Friday, January 30, 2009

to CB

And tonight, we will write
To save our asses,
Because we did not attend any classes;
And we would like the no-spacing view
It does hold well, wasting little truth.

Its junk, its junk – they’ll say
Bad rhyme, forced rhythm – they’ll brood.
You can’t write well,
So please don’t try.
Don’t philander with words
Don’t make us cry.

But onward we fight,
We write and write
Reams of paper
Attendant with wafers
Arguments on Shelley’s shady style
Support of Ms Woolf’s lovely gourmet guiles.

Oh help us – they scream
Oh defend us – they squeal.

Our professors in University,
They shy away from our political zeal.
We want to show we can do it
We can put words together
And strum away in ether
Sing and dance about Shakepeare
And his twentieth century sister.
Cry and deride a Plath for not
Weathering stormy seas.

No suicides for us - We exhalt.
We’ll come to the university a—Halt!
Who goes there?
Oh its just Jabberwocky,
Shakuntalam and Children’s Hockey.
But that’s not a name – they say.
Well, I’m writing a book;
And if you like, will save you a nook.

But this is not right – they scream and scream.
No style, no brains, no Salman or even Rushdie
This is defiling the literary industry!
We churn out words of wisdom
You pulp your way to conviction
Come leave the writing to us,
You there, there and there (points)
You all, pull out your chairs and review
Re-type, re-print and preview.
No more writing for you!

Thursday, January 29, 2009

...

I cannot see.

I wish it were a figure of speech. Part of a metaphor.

The oblivion of a sleeping dog on a sunny afternoon.

*

Make-up is askew. Lights glare from the dressing table.

If it were a turn of phrase, I could deny that I saw parts of me come together like iron nails, if you will, at the entrance of the magnet – the man.

*

What am I supposed to do with the one I’m leaving behind.

The me
I have grown
to love.

Tuesday, January 20, 2009

Grilled Cheese Sandwiches

White tiled floor. A white wooden table with dust brown legs. Dust brown chairs. Two cheese sandwiches. Grilled. Coffee.

“So, what do you do?”

She rolled her eyes.

“Umm…I do freelance work. Just started actually.”

“Whaa-kina-wor” Through a mouthful.

“Oh this-and-that…you don’t wanna know.” She waves her arm to and fro. Earrings dangle. Her red notebook is open.

He sneaks a peek over the black scrawl while chomping. Her coal-laced eyes take in his white-striped shirt. Tall, thin man.

“Hmm..I work with -----…you heard of it?” A sip of coffee. Grimaced smile. “The coffee’s bad,no?”

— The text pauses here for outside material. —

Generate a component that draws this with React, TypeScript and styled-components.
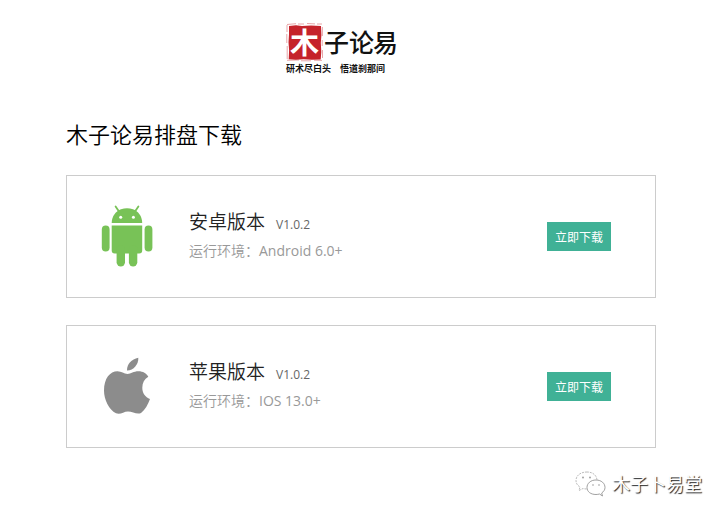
import React from "react";
import styled, { createGlobalStyle } from "styled-components";

const GlobalStyle = createGlobalStyle`
  * { box-sizing: border-box; }
  body {
    margin: 0;
    background: #fff;
    color: #000;
    font-family: "Open Sans", "Noto Sans CJK SC", sans-serif;
  }
`;

const Page = styled.div`
  display: flex;
  flex-direction: column;
  padding: 20px 0 16px;
`;

const Header = styled.header`
  display: flex;
  justify-content: center;
  padding-right: 40px;
`;

const Logo = styled.svg`
  display: block;
  width: 116px;
  height: 56px;
`;

const Main = styled.main`
  display: flex;
  flex-direction: column;
  padding: 41px 70px 0 66px;
`;

const Title = styled.h1`
  margin: 0 0 26px;
  font-size: 22px;
  line-height: 32px;
  font-weight: 350;
  font-family: "Noto Sans CJK SC", sans-serif;
`;

const Cards = styled.ul`
  display: flex;
  flex-direction: column;
  gap: 27px;
  margin: 0;
  padding: 0;
  list-style: none;
`;

const Card = styled.li`
  display: flex;
  align-items: center;
  min-height: 123px;
  padding: 0 44px 0 30px;
  border: 1px solid #ccc;
`;

const PlatformIcon = styled.svg`
  flex: none;
  width: 60px;
  height: 64px;
  margin-right: 32px;
`;

const Details = styled.div`
  flex: 1;
  min-width: 0;
`;

const NameRow = styled.div`
  display: flex;
  align-items: baseline;
  gap: 11px;
`;

const Name = styled.h2`
  margin: 0;
  color: #222;
  font-size: 19px;
  line-height: 28px;
  font-weight: 350;
`;

const Version = styled.span`
  color: #666;
  font-size: 12px;
  line-height: 20px;
`;

const Environment = styled.p`
  margin: 0;
  color: #999;
  font-family: "Noto Sans CJK SC", sans-serif;
  font-size: 14px;
  line-height: 28px;
  font-weight: 350;
`;

const EnvironmentValue = styled.span`
  font-family: "Open Sans", sans-serif;
  font-weight: 400;
`;

const DownloadButton = styled.button`
  flex: none;
  height: 29px;
  padding: 0 8px;
  border: 0;
  background: #40b196;
  color: #fff;
  font-family: "Noto Sans CJK SC", sans-serif;
  font-size: 12px;
  line-height: 29px;
  cursor: pointer;
`;

const Account = styled.footer`
  display: flex;
  align-items: center;
  justify-content: flex-end;
  gap: 5px;
  padding: 21px 24px 0 0;
`;

const AccountIcon = styled.svg`
  width: 32px;
  height: 28px;
`;

const AccountName = styled.span`
  color: #fff;
  font-family: "Noto Sans CJK SC", sans-serif;
  font-size: 18px;
  line-height: 26px;
  text-shadow: 1px 1px 1px #222;
`;

const BrandLogo = () => (
  <Logo viewBox="0 0 116 56" role="img" aria-label="木子论易">
    <path
      d="M4 6l7-.8 6 .8 9-.6 10 .5.4 9-.6 8 .5 9-.6 7.500-9 .3-8-.5-8 .6-7-.6.4-9-.6-8 .5-8z"
      fill="#c5232b"
    />
    <path
      d="M2 4.500l9-.8M13 4h6M22 3.500l8 .4M32 4h5M2 5v7M1.800 14v9M2.200 26v13M2 40.300l12-.3M16 40.800h10M29 40.200l8 .2M37.400 7v9M37.200 20v6M37.500 30v8"
      stroke="#c5232b"
      strokeOpacity=".45"
      strokeWidth=".9"
      fill="none"
    />
    <g fontFamily="'Noto Sans CJK SC', sans-serif" fontWeight="700">
      <text x="5" y="34" fontSize="29" fill="#fff">木</text>
      <text x="39" y="32" fontSize="25" fontWeight="500" fill="#111">子</text>
      <text x="64" y="32" fontSize="25" fontWeight="500" fill="#111">论</text>
      <text x="88" y="32" fontSize="25" fontWeight="500" fill="#111">易</text>
      <text x="1" y="52" fontSize="9" fill="#111">研术尽白头</text>
      <text x="55" y="52" fontSize="9" fill="#111">悟道刹那间</text>
    </g>
  </Logo>
);

const AndroidIcon = () => (
  <PlatformIcon viewBox="0 0 60 64" aria-hidden="true">
    <g fill="#78c257">
      <path d="M14.700 18C14.700 11 19 6 24 4.200c4-1.400 8-1.400 12 0 5 1.800 9.200 6.800 9.200 13.800z" />
      <path d="M22 6.500L18.600 1.400M38 6.500l3.400-5.100" stroke="#78c257" strokeWidth="1.800" strokeLinecap="round" />
      <path d="M14.700 20.500h30.500V45.500a3 3 0 0 1-3 3H17.700a3 3 0 0 1-3-3z" />
      <rect x="4.800" y="20.500" width="7.800" height="26" rx="3.900" />
      <rect x="47.600" y="20.500" width="7.800" height="26" rx="3.900" />
      <rect x="19.600" y="40" width="8.400" height="21.500" rx="4.200" />
      <rect x="31.900" y="40" width="8.400" height="21.500" rx="4.200" />
    </g>
    <circle cx="23.700" cy="12.200" r="1.500" fill="#fff" />
    <circle cx="36.400" cy="12.200" r="1.500" fill="#fff" />
  </PlatformIcon>
);

const AppleIcon = () => (
  <PlatformIcon viewBox="0 0 60 64" aria-hidden="true">
    <g fill="#8c8c8c">
      <path d="M30.500 19c3.500 0 6-2.700 11-2.700 4.500 0 8 2.200 9.800 5.400-4 2.300-6 6.300-6 11 0 5.300 3 9.500 7.700 11.300-2 5.500-5 11-9 14-4 2-8.500-1.500-13-1.500s-7.500 3.500-12 1.800C12 55 7 44.500 7 35.500 7 23.500 13 16.300 20.500 16.300c4 0 6.500 2.700 10 2.700z" />
      <path d="M30 15.500C29.800 9 34.500 4 41.300 2.700 41.800 9 36.500 15.600 30 15.500z" />
    </g>
  </PlatformIcon>
);

const WechatIcon = () => (
  <AccountIcon viewBox="0 0 32 28" aria-hidden="true">
    <g fill="#fff" strokeWidth=".8" strokeLinejoin="round">
      <path stroke="#aaa" strokeDasharray="2 1" d="M12 3C5.500 3 1 6.500 1 11.500c0 3 1.500 5 4 6.500l-1 3.500 4-2c1.300.4 2.600.5 4 .5 6.500 0 10-4 10-8.500S18.500 3 12 3z" />
      <path stroke="#888" d="M21 11c-5.300 0-9 3.300-9 7.500s3.700 7 9 7c1.200 0 2.300-.2 3.500-.5l3 2-.8-3c2-1.400 3.300-3.200 3.300-5.500 0-4.200-3.700-7.500-9-7.500z" />
    </g>
    <g fill="#999">
      <circle cx="8" cy="8.500" r=".9" />
      <circle cx="15" cy="8.500" r=".9" />
      <circle cx="18" cy="16" r=".8" />
      <circle cx="24" cy="16" r=".8" />
    </g>
  </AccountIcon>
);

const releases = [
  { name: "安卓版本", version: "V1.0.2", environment: "Android 6.0+", Icon: AndroidIcon },
  { name: "苹果版本", version: "V1.0.2", environment: "IOS 13.0+", Icon: AppleIcon },
];

export default function App() {
  return (
    <>
      <GlobalStyle />
      <Page>
        <Header>
          <BrandLogo />
        </Header>
        <Main>
          <Title>木子论易排盘下载</Title>
          <Cards>
            {releases.map(({ name, version, environment, Icon }) => (
              <Card key={name}>
                <Icon />
                <Details>
                  <NameRow>
                    <Name>{name}</Name>
                    <Version>{version}</Version>
                  </NameRow>
                  <Environment>
                    运行环境：<EnvironmentValue>{environment}</EnvironmentValue>
                  </Environment>
                </Details>
                <DownloadButton type="button">立即下载</DownloadButton>
              </Card>
            ))}
          </Cards>
        </Main>
        <Account>
          <WechatIcon />
          <AccountName>木子卜易堂</AccountName>
        </Account>
      </Page>
    </>
  );
}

She takes her first sip. Crinkles nose. Smiles. Nods. “No, I haven’t heard of ----. What do you do there?”

“Oh, I work as a journalist. I write articles. For which I’ve to do a lot of fieldwork. Meet people. Talk to them. To tell you the truth, I don’t like the idea of reporting.” Another sip. Another grimace-smile “I mean, its sort of ridiculous to be the one to report. I want to be the one to be reported about someday. May sound a bit weird, y’know…,” a bite of the sandwich. “even egoistic or arrogant… but really…” the last bite of one half, “I don’t want to be the guy asking “aapko kaisa lag raha hai” I cannot be a mascot for world peace and campaign for it from the side. Y’kno wha-i-mean?”

She nods. Earrings caress the jaw line. She puts the cap back on her pen. Flips a page. Black scrawl all over.

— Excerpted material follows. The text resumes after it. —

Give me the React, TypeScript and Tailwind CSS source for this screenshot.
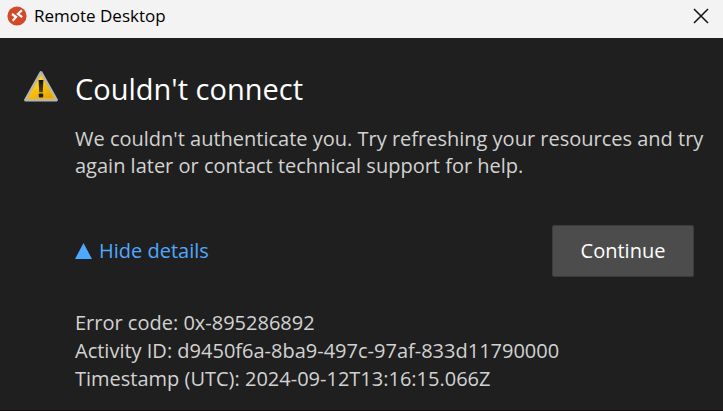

“That’s a nice photograph no?” He points to a smiling man holding a tiger cub. Both face the camera.

She nods again. A formal smile spreads on the lower half of her face.

“So, what’re you doing here? I mean how come…?”

“Oh, am taking a course here…” Her voice trails off.

“What kinda course?” Picks up the last half of the grilled cheese sandwich.

“Creative writing.”

“Oh…they have such a course here?” Eyes bore into hers. She bobs her head up-down again. “I din’t know that…what do they teach?” Takes another bite. “I dunno…something’s the matter with these cheese sandwiches…”

“What do you mean?”

“Dunno…something doesn’t feel right…Oh, by the way, what’s your name?”

“N-----”, she grins, a bit sheepish. “You must know many with that name…”

“I’m V-----, oh yeah, I think everyone the world over knows at least two or three women by that name.” Finishes off the last of the sandwich. She squirms. One in many. Always. Sigh.

“Next time, maybe we can figure out a better place to have a coffee…”

Numbers are exchanged.

“So, how will you save my number…?...otherwise you’d forget which one I am.” She is curious.

“Oh… I had cheese sandwiches with you…so N--- Cheese Sandwiches! There’s no way I’d jumble memories up.” Smiles, triumphant.

Cheese Sandwiches and me.

***

A week later, her mobile blinked. He had messaged.

“Hey, those cheese sndwchs gave me food poisoning. In prtty bd shape. How’re u?”

Grilled sandwiches and me. A second later, she burst into light, mischievous laughter.